The chokehold of egocentric competition is something worth pausing to reflect on, because it engenders a posture of territorial defense. At times, that posture can feel like self-honor, like vigilance, preparedness, or strength. But as we move through this season of history, I find myself wondering if we do not challenge the spirit of competition that has been ingrained into our collective psyche out of fear: fear that there will not be enough, fear that we will not be chosen, fear rooted in scarcity.
Left unchecked, this pressure cooker begins to see threats where there are none. The balance between protection and collaboration becomes uneven. Boundaries, once meant to create safety and clarity, begin to construct silos and trigger estrangement. The rat race accelerates, and in doing so, it steals the potential for collective power.

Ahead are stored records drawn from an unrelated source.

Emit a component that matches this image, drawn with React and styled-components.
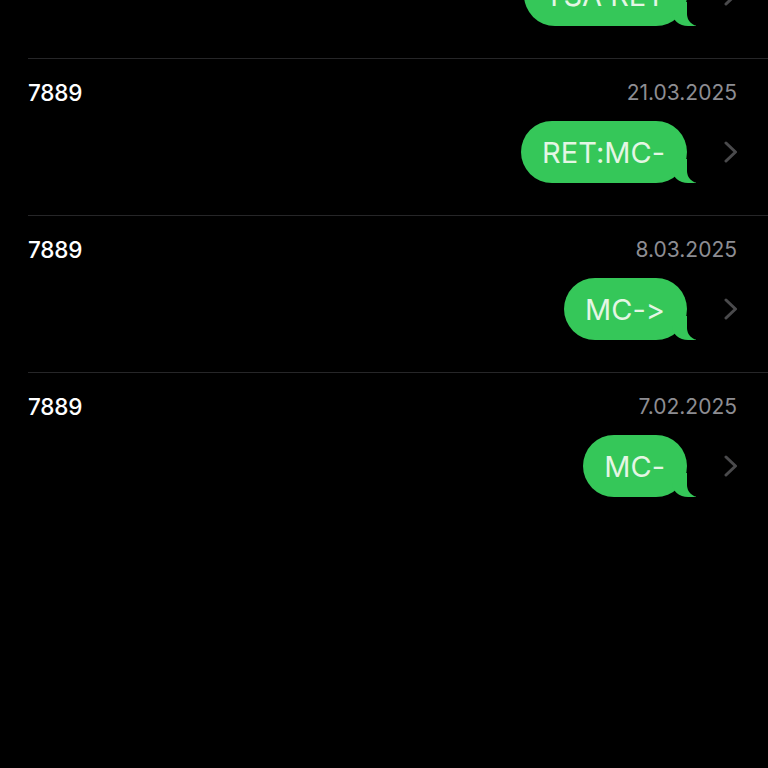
import React from 'react';
import styled, { createGlobalStyle } from 'styled-components';

const GlobalStyle = createGlobalStyle`
    html, body {
        margin: 0;
        padding: 0;
        background: #000;
        overflow: hidden;
    }
    body {
        font-family: Inter, "Noto Sans", "Liberation Sans", sans-serif;
        font-feature-settings: "calt" 0, "liga" 0;
        -webkit-font-smoothing: antialiased;
    }
`;

const GREEN = '#35c759';

const messages = [
    { sender: '7889', date: '28.03.2025', text: 'TSA RET' },
    { sender: '7889', date: '21.03.2025', text: 'RET:MC-' },
    { sender: '7889', date: '8.03.2025', text: 'MC->' },
    { sender: '7889', date: '7.02.2025', text: 'MC-' },
];

function Chevron() {
    return (
        <ChevronIcon viewBox="0 0 14 22" width="14" height="22">
            <polyline
                points="2,2 11.5,11 2,20"
                fill="none"
                stroke="#4a4a4c"
                strokeWidth="3"
                strokeLinecap="round"
                strokeLinejoin="round"
            />
        </ChevronIcon>
    );
}

export default function App() {
    return (
        <>
            <GlobalStyle />
            <Page>
                <List>
                    {messages.map((msg, index) => (
                        <Row key={index}>
                            <Header>
                                <Sender>{msg.sender}</Sender>
                                <DateText>{msg.date}</DateText>
                            </Header>
                            <BubbleLine>
                                <Bubble>{msg.text}</Bubble>
                                <Chevron />
                            </BubbleLine>
                        </Row>
                    ))}
                </List>
            </Page>
        </>
    );
}

// styles

const Page = styled.div`
    width: 768px;
    height: 768px;
    background: #000;
    overflow: hidden;
`;

const List = styled.ul`
    list-style: none;
    margin: -98px 0 0;
    padding: 0 0 0 28px;
`;

const Row = styled.li`
    display: flex;
    flex-direction: column;
    padding: 19px 30px 32px 0;
    border-bottom: 1px solid #262628;

    &:last-child {
        border-bottom: none;
    }
`;

const Header = styled.div`
    display: flex;
    align-items: center;
    justify-content: space-between;
    height: 28px;
`;

const Sender = styled.span`
    color: #fff;
    font-size: 22.5px;
    font-weight: 500;
    letter-spacing: -0.2px;
`;

const DateText = styled.span`
    color: #8d8d92;
    font-size: 21px;
    font-weight: 400;
    margin-right: 1px;
`;

const BubbleLine = styled.div`
    display: flex;
    align-items: center;
    justify-content: flex-end;
    gap: 28px;
    margin-top: 15px;
`;

const Bubble = styled.div`
    position: relative;
    height: 62px;
    display: flex;
    align-items: center;
    padding: 0 22px 0 21px;
    border-radius: 31px;
    background: ${GREEN};
    color: #e4f6e4;
    font-size: 29px;
    font-weight: 400;
    margin-right: 9px;

    &::before {
        content: '';
        position: absolute;
        z-index: 0;
        bottom: 0;
        right: -9px;
        width: 24px;
        height: 24px;
        background: ${GREEN};
        border-bottom-left-radius: 16px 14px;
    }

    &::after {
        content: '';
        position: absolute;
        z-index: 1;
        bottom: 0;
        right: -15px;
        width: 15px;
        height: 24px;
        background: #000;
        border-bottom-left-radius: 12px;
    }
`;

const ChevronIcon = styled.svg`
    flex-shrink: 0;
    display: block;
`;
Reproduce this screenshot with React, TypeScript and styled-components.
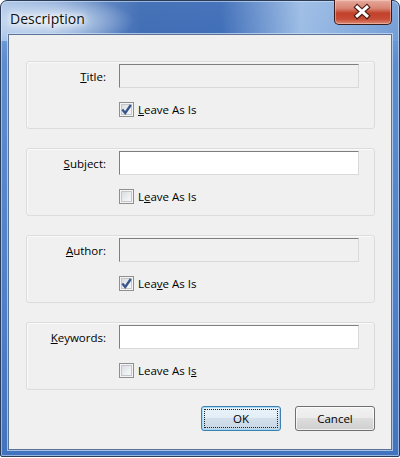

Scarcity is not an abstract concept. Our human nature is wired to hunt, gather, and survive. But when competition becomes the dominant framework through which we navigate community, it does more than motivate. It fractures. It creates chasms where collaboration could exist. It trains us to see one another not as partners, but as threats, or even enemies.
The spirit of competition shouts commands to perform, outdo, chase, and rise to the top. It grips us in ways we often do not recognize, shaping our behaviors beneath the surface. In a culture obsessed with rank, hierarchy becomes the measure of worth rather than collective care. In our exhaustion, maybe even our disillusionment, we push ourselves to win, to prove ourselves, to perform. The energy that showed up in Selma, in Montgomery, in Greensboro shifts, diluted by individualism rather than fueled by collective resolve.
It feels especially important to interrogate this mindset in the month when we honor Dr. Martin Luther King Jr., whose legacy is often reduced to words instead of action, specifically collective action.
Dr. King’s vision was never about individual advancement. It was about shared struggle and shared responsibility. Together, we fight a better battle. But that togetherness requires vulnerability. It requires loosening our grip long enough to reach for the hand beside us, trusting that no one reaches the summit alone.
Competition often overshadows our fundamental need to exist without performance. Performance is a display, the outward manifestation of rehearsed lives. It asks us to be constantly visible, constantly impressive, constantly on. But authenticity does not require rehearsal. Community does not require perfection.
Perhaps the challenge before us is to juxtapose authenticity with performance. Are we rooted in truth, or is fear causing harm within our community? Can collaboration, rather than dominance, become our measure of success? Collaboration. Understanding. The ability to disagree and still remain in community. These are not weaknesses. They are disciplines.
Does the chokehold of competition keep us trapped into a scarcity mindset? We have to ask ourselves: what are we so afraid of? Because if competition is driving us, then no amount of winning will ever feel like enough.